(Minghui.org) Ms. Zhang Xiwei, 30, from Shaanxi was taken to the Shaanxi Province Women’s Prison on June 29, 2023, after her appeal against a 4.5-year prison term for practicing Falun Gong was rejected.
Ms. Zhang Xiwei is now held in the 12th team of the new admits ward. Her family traveled to the prison in Xi’an City on July 25 and August 25 but were denied visiting with her both times. They were told they could not see her, “because she had not yet renounced Falun Gong.” Her family is now very worried about her, knowing the brutal torture Falun Gong practitioners are facing in Chinese prisons.
Ms. Zhang, a native of Liquan County, Shaanxi Province who has recently lived in the provincial capital Xi’an, was arrested at home at 10 p.m. on July 21, 2021, by more than ten officers. They confiscated her copy of Zhuan Falun, the main text of Falun Gong, a computer, a radio, an MP3 player; and several memory cards. She was taken to the Kunming Road Police Station and held there until the morning of July 23, when the police took her for a physical exam. She was taken to the Xi’an City Detention Center that afternoon.
When they learned that Ms. Zhang’s family hired a lawyer for her, officers from the Yanta District Domestic Security Office in Xi’an, Liquan County Domestic Security Office, and Chigan Police Station in Liquan County went to her mother’s home in Liquan County on August 18, 2021. They questioned the old woman who hired the lawyer and also reported her daughter’s case to Minghui.org. They threatened to arrest her if she did not cooperate. She refused to provide any information and condemned the police for violating the law in threatening her.
The police later submitted Ms. Zhang’s case to the Yanta District Procuratorate in Xi’an. The Yanta District Court tried her via a video hearing on May 30, 2022. Her lawyer entered a not-guilty plea on her behalf.
Citing insufficient evidence, the judge later returned the case to the prosecutor, who then managed to persuade the judge to continue the trial against Ms. Zhang. The judge held a second video hearing on August 16, and the prosecutor presented the same evidence as new evidence.
The judge sentenced Ms. Zhang to 4.5 years with a 10,000-yuan fine on November 22, 2022.
Targeted for Her Faith Since Age Six
When the persecution of Falun Gong started in 1999, Ms. Zhang was only six years old. She once described her persecution as follows:
“Since I was little, my mother guided me to follow Falun Gong’s principles to be honest, kind, and considerate of others. I always remember that I’m a Falun Gong practitioner and live by its principles of Truthfulness-Compassion-Forbearance. Many of my teachers and classmates liked me.
“After the persecution started on July 20, 1999, my family has lived under a dark cloud and was subjected to non-stop harassment and terror.
“My mother was arrested by Liquan County Police Department officers in 2000. She was later given an 18-month term in the Xi’an City Women’s Forced Labor Camp.
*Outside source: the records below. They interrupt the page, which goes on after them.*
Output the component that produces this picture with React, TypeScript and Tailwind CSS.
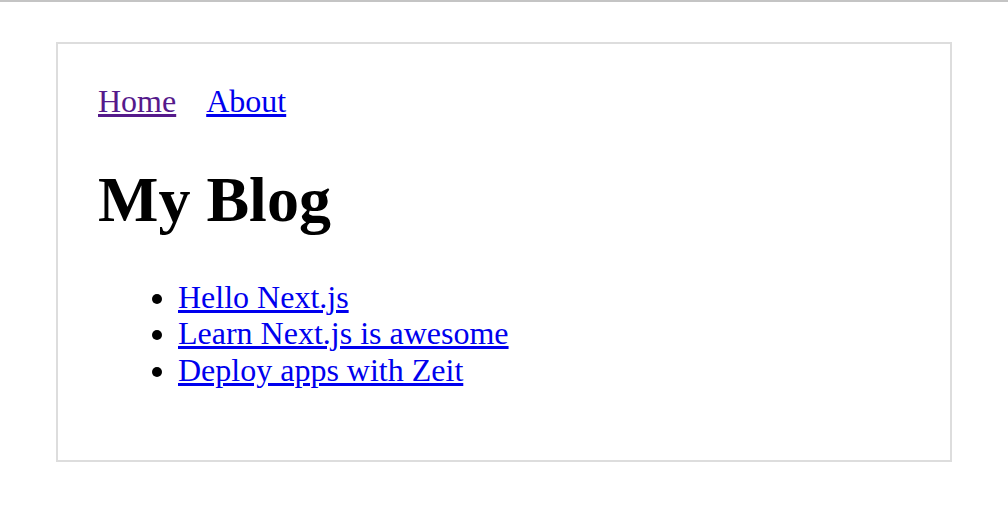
export default function App() {
  return (
    <div className="min-h-screen bg-white font-['Liberation_Serif',serif] text-black">
      {/* top edge */}
      <div className="h-[2px] bg-[#c4c4c4]" />

      <div className="mx-[56px] mt-[40px] border-2 border-[#dddddd] px-[40px] pt-[39px] pb-[42px] text-[32px] leading-[36.5px]">
        <nav className="flex">
          <a href="#" className="mr-[30px] text-[#551a8b] underline">
            Home
          </a>
          <a href="#" className="text-[#0000ee] underline">
            About
          </a>
        </nav>

        <h1 className="my-[43px] text-[64px] font-bold leading-[73px]">My Blog</h1>

        <ul className="mb-[30px] list-disc pl-[80px]">
          <li>
            <a href="#" className="text-[#0000ee] underline">
              Hello Next.js
            </a>
          </li>
          <li>
            <a href="#" className="text-[#0000ee] underline">
              Learn Next.js is awesome
            </a>
          </li>
          <li>
            <a href="#" className="text-[#0000ee] underline">
              Deploy apps with Zeit
            </a>
          </li>
        </ul>
      </div>
    </div>
  );
}
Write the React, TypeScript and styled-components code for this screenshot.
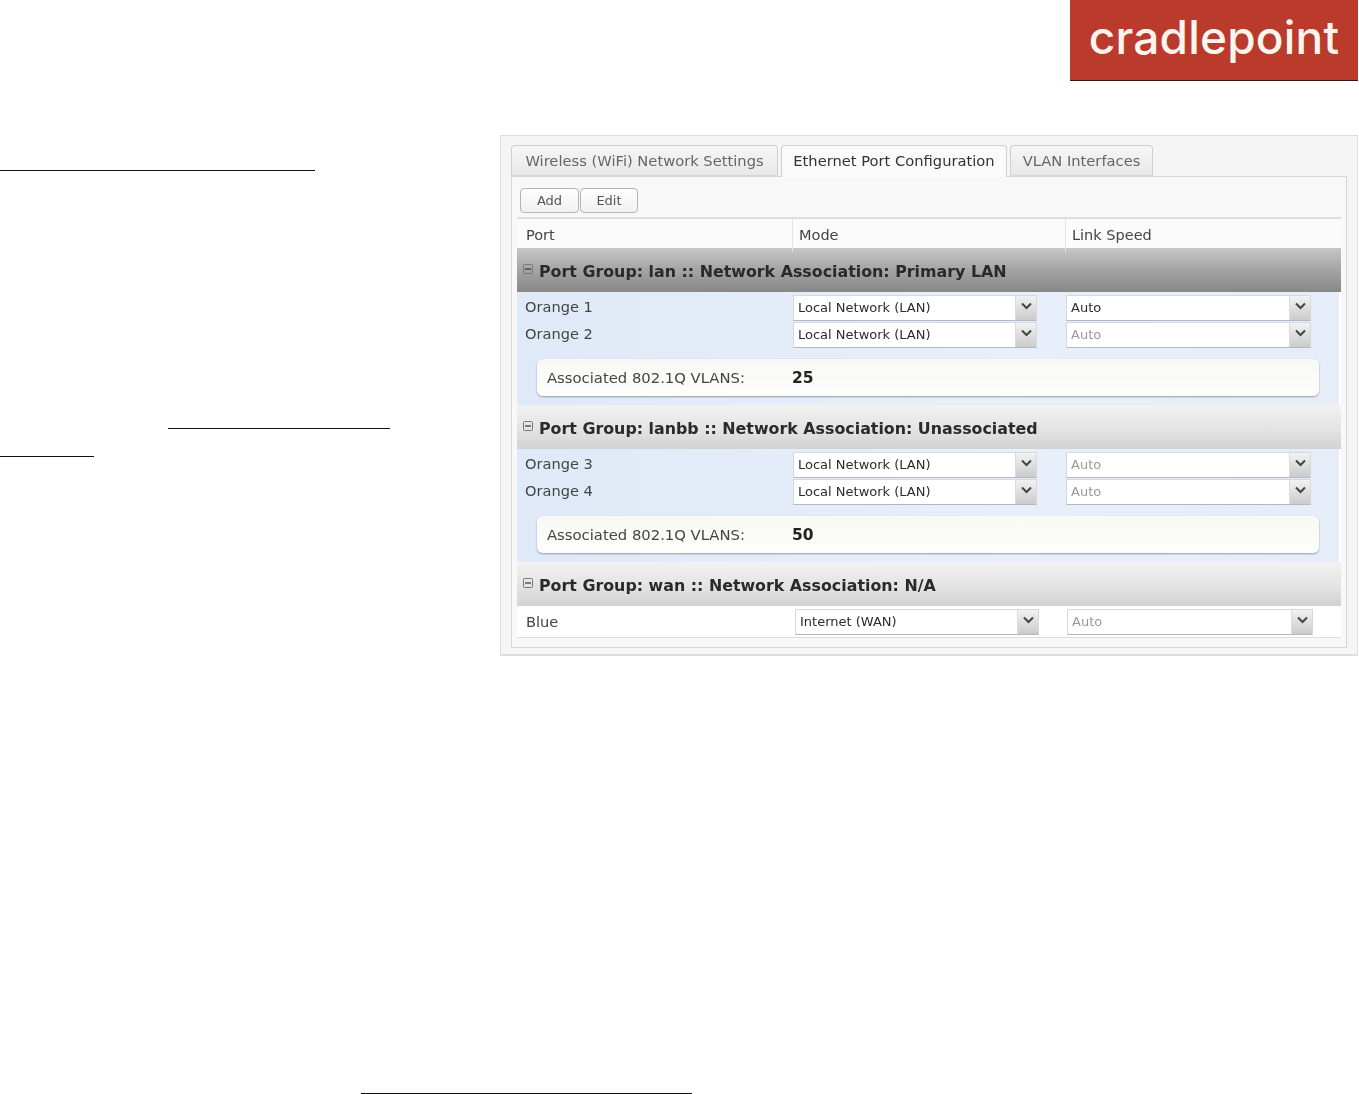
import React from 'react';
import styled, { createGlobalStyle } from 'styled-components';

const GlobalStyle = createGlobalStyle`
  html, body {
    margin: 0;
    padding: 0;
    background: #fff;
  }
  body {
    font-family: "DejaVu Sans", Verdana, sans-serif;
    color: #333;
  }
`;

const Page = styled.div`
  width: 1359px;
  height: 1094px;
  overflow: hidden;
`;

const Header = styled.header`
  display: flex;
  justify-content: flex-end;
  height: 81px;
  padding-right: 1px;
`;

const Logo = styled.div`
  display: flex;
  justify-content: center;
  width: 288px;
  height: 80px;
  background: #ba3a2c;
  border-bottom: 1px solid #3a1712;
  color: #fbf5ee;
  font-family: "Inter", sans-serif;
  font-size: 46px;
  font-weight: 500;
  line-height: 74px;
  letter-spacing: 0.2px;
`;

const Main = styled.main`
  display: flex;
  margin-top: 54px;
`;

const Notes = styled.aside`
  width: 500px;
  flex: none;
`;

const LinkRule = styled.div<{ $width: number; $indent?: number; $top: number }>`
  width: ${(p) => p.$width}px;
  height: 1px;
  margin-top: ${(p) => p.$top}px;
  margin-left: ${(p) => p.$indent ?? 0}px;
  background: #111;
`;

const Panel = styled.section`
  width: 858px;
  height: 521px;
  box-sizing: border-box;
  padding: 9px 10px 8px 10px;
  background: #f5f5f5;
  border: 1px solid #dedede;
  border-bottom-width: 2px;
  filter: blur(0.35px);
`;

const Tabs = styled.div`
  display: flex;
  gap: 3px;
  height: 31px;
`;

const Tab = styled.div<{ $active?: boolean; $width: number }>`
  box-sizing: border-box;
  width: ${(p) => p.$width}px;
  height: ${(p) => (p.$active ? 32 : 31)}px;
  position: relative;
  z-index: ${(p) => (p.$active ? 1 : 0)};
  border: 1px solid #cfcfcf;
  border-bottom: ${(p) => (p.$active ? 'none' : '1px solid #d8d8d8')};
  border-radius: 4px 4px 0 0;
  background: ${(p) => (p.$active ? '#fafafa' : 'linear-gradient(#f6f6f6, #e8e8e8)')};
  color: ${(p) => (p.$active ? '#333' : '#666')};
  font-size: 14.7px;
  line-height: 29px;
  text-align: center;
  white-space: nowrap;
`;

const Content = styled.div`
  height: 472px;
  box-sizing: border-box;
  padding: 11px 7px 0 5px;
  background: #f8f8f8;
  border: 1px solid #d6d6d6;
`;

const Toolbar = styled.div`
  display: flex;
  gap: 1px;
  margin-left: 3px;
  height: 29px;
`;

const ToolButton = styled.button<{ $width: number }>`
  width: ${(p) => p.$width}px;
  height: 25px;
  padding: 0;
  background: linear-gradient(#fdfdfd, #f1f1f1);
  border: 1px solid #b4b4b4;
  border-radius: 4px;
  color: #555;
  font-family: inherit;
  font-size: 13px;
`;

const Table = styled.div`
  width: 824px;
  border-top: 2px solid #dedede;
  border-bottom: 1px solid #dedede;
  background: #fff;
`;

const HeadRow = styled.div`
  display: grid;
  grid-template-columns: 275px 273px 1fr;
  height: 29px;
  background: #fbfbfb;
`;

const HeadCell = styled.div`
  padding-left: 6px;
  border-left: 1px solid #e4e4e4;
  color: #444;
  font-size: 14.5px;
  line-height: 33px;
  &:first-child {
    border-left: none;
    padding-left: 9px;
  }
`;

const GroupHeader = styled.div<{ $dark?: boolean }>`
  display: flex;
  align-items: center;
  gap: 6px;
  height: 44px;
  box-sizing: border-box;
  padding-left: 6px;
  background: ${(p) =>
    p.$dark
      ? 'linear-gradient(#c6c6c6, #a4a4a4 50%, #878787)'
      : 'linear-gradient(#f2f2f2, #e2e2e2 60%, #d2d2d2)'};
`;

const GroupIcon = styled.svg`
  width: 10px;
  height: 10px;
  flex: none;
  margin-top: -2px;
`;

const GroupTitle = styled.span`
  padding-top: 2px;
  color: #2a2a2a;
  font-size: 15.85px;
  font-weight: 700;
`;

const GroupBody = styled.div`
  padding: 3px 2px 9px 0;
  margin-right: 2px;
  background: linear-gradient(90deg, #dfe9f7, #e8effa 60%, #e6edf9);
`;

const PortRow = styled.div<{ $plain?: boolean }>`
  display: grid;
  grid-template-columns: 276px ${(p) => (p.$plain ? 272 : 273)}px 1fr;
  height: ${(p) => (p.$plain ? 31 : 26)}px;
  margin-bottom: ${(p) => (p.$plain ? 0 : 1)}px;
  align-items: ${(p) => (p.$plain ? 'center' : 'start')};
  padding-left: ${(p) => (p.$plain ? 2 : 0)}px;
`;

const PortName = styled.div<{ $plain?: boolean }>`
  padding-left: ${(p) => (p.$plain ? 7 : 8)}px;
  color: #444;
  font-size: 14.6px;
  line-height: ${(p) => (p.$plain ? 30 : 24)}px;
`;

const Select = styled.div<{ $disabled?: boolean; $width: number }>`
  display: flex;
  width: ${(p) => p.$width}px;
  height: 26px;
  box-sizing: border-box;
  background: #fff;
  border: 1px solid #d4d8e0;
  border-bottom-color: #b4b8c0;
  color: ${(p) => (p.$disabled ? '#9a9a9a' : '#2c2c2c')};
  font-size: 13px;
  line-height: 24px;
`;

const SelectText = styled.span`
  flex: 1;
  padding-left: 4px;
`;

const SelectArrow = styled.span`
  display: flex;
  align-items: flex-start;
  justify-content: center;
  width: 21px;
  padding-top: 6px;
  box-sizing: border-box;
  background: linear-gradient(#f2f2f2, #cbcbcb);
  border-left: 1px solid #dcdcdc;
`;

const VlanBox = styled.div`
  display: flex;
  width: 782px;
  height: 37px;
  box-sizing: border-box;
  margin: 11px 0 0 20px;
  padding-left: 10px;
  align-items: center;
  background: linear-gradient(#f8f8f4, #fdfdfb);
  border-radius: 6px;
  box-shadow: 0 1px 2px rgba(0, 0, 0, 0.35);
  color: #444;
  font-size: 14.8px;
`;

const VlanLabel = styled.span`
  width: 245px;
`;

const VlanValue = styled.b`
  color: #222;
  font-size: 15.5px;
`;

const Chevron = () => (
  <svg width="11" height="8" viewBox="0 0 11 8">
    <path d="M1 1.5 L5.5 6 L10 1.5" fill="none" stroke="#444" strokeWidth="2" />
  </svg>
);

const Collapse = () => (
  <GroupIcon viewBox="0 0 10 10">
    <rect x="0.5" y="0.5" width="9" height="9" rx="1" fill="none" stroke="#777" />
    <path d="M2 5 H8" stroke="#333" strokeWidth="1.2" />
  </GroupIcon>
);

const Dropdown: React.FC<{ label: string; disabled?: boolean; width?: number }> = ({
  label,
  disabled,
  width = 244,
}) => (
  <Select $disabled={disabled} $width={width}>
    <SelectText>{label}</SelectText>
    <SelectArrow>
      <Chevron />
    </SelectArrow>
  </Select>
);

const groups = [
  {
    title: 'Port Group: lan :: Network Association: Primary LAN',
    dark: true,
    vlan: '25',
    ports: [
      { name: 'Orange 1', speedDisabled: false },
      { name: 'Orange 2', speedDisabled: true },
    ],
  },
  {
    title: 'Port Group: lanbb :: Network Association: Unassociated',
    dark: false,
    vlan: '50',
    ports: [
      { name: 'Orange 3', speedDisabled: true },
      { name: 'Orange 4', speedDisabled: true },
    ],
  },
];

const App: React.FC = () => (
  <Page>
    <GlobalStyle />
    <Header>
      <Logo>cradlepoint</Logo>
    </Header>
    <Main>
      <Notes>
        <LinkRule $width={315} $top={35} />
        <LinkRule $width={222} $indent={168} $top={257} />
        <LinkRule $width={94} $top={27} />
      </Notes>
      <Panel>
        <Tabs>
          <Tab $width={267}>Wireless (WiFi) Network Settings</Tab>
          <Tab $active $width={226}>Ethernet Port Configuration</Tab>
          <Tab $width={143}>VLAN Interfaces</Tab>
        </Tabs>
        <Content>
          <Toolbar>
            <ToolButton $width={59}>Add</ToolButton>
            <ToolButton $width={58}>Edit</ToolButton>
          </Toolbar>
          <Table>
            <HeadRow>
              <HeadCell>Port</HeadCell>
              <HeadCell>Mode</HeadCell>
              <HeadCell>Link Speed</HeadCell>
            </HeadRow>
            {groups.map((group) => (
              <React.Fragment key={group.title}>
                <GroupHeader $dark={group.dark}>
                  <Collapse />
                  <GroupTitle>{group.title}</GroupTitle>
                </GroupHeader>
                <GroupBody>
                  {group.ports.map((port) => (
                    <PortRow key={port.name}>
                      <PortName>{port.name}</PortName>
                      <Dropdown label="Local Network (LAN)" />
                      <Dropdown label="Auto" width={245} disabled={port.speedDisabled} />
                    </PortRow>
                  ))}
                  <VlanBox>
                    <VlanLabel>Associated 802.1Q VLANS:</VlanLabel>
                    <VlanValue>{group.vlan}</VlanValue>
                  </VlanBox>
                </GroupBody>
              </React.Fragment>
            ))}
            <GroupHeader>
              <Collapse />
              <GroupTitle>Port Group: wan :: Network Association: N/A</GroupTitle>
            </GroupHeader>
            <PortRow $plain>
              <PortName $plain>Blue</PortName>
              <Dropdown label="Internet (WAN)" />
              <Dropdown label="Auto" width={246} disabled />
            </PortRow>
          </Table>
        </Content>
      </Panel>
    </Main>
    <LinkRule $width={331} $indent={361} $top={437} />
  </Page>
);

export default App;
During that time, my paternal grandparents, who were in their 70s, had to take care of me and my two siblings, while still working the family’s farmland. In addition to their physical exhaustion, they also constantly worried about my mother, which caused them tremendous mental distress.
“After my mother was released in 2002, I noticed several large bruises on her legs. I asked her what happened to her. She didn’t tell me anything. I later learned that she was tortured in the labor camp. I also read on Minghui.org about the torture Falun Gong practitioners are subjected to while in custody, including beating, electric shocks, force-feeding, and even organ harvesting.
“When I returned home from school one day in 2007, several people were attempting to arrest my mother again. Fearing that the police might hurt us, my aunt told me and my siblings to leave the house. The three of us ran to the fruit farm in front of the house. When we returned, our mother was gone. This was a blow to my paternal grandfather, who was in his 80s. He passed away a few days after my mother was released.
“When my 13-year-old younger brother and I were at home by ourselves one evening in 2008, someone knocked on the door. I opened the door and the person asked me, ‘Where is your mother?’ I said I didn’t know. They told one person to stay at our home to monitor us and the rest of them drove to my uncle’s home to look for my mother.
“When they returned at around 10 at night, I ran to the car. The driver laughed at me and casually said, ‘Your mother isn’t in the car.’ He might have thought my anxious look was funny, but he didn’t know how much harm they caused our family each time they arrested my mother and what trauma it caused a 15-year-old me.”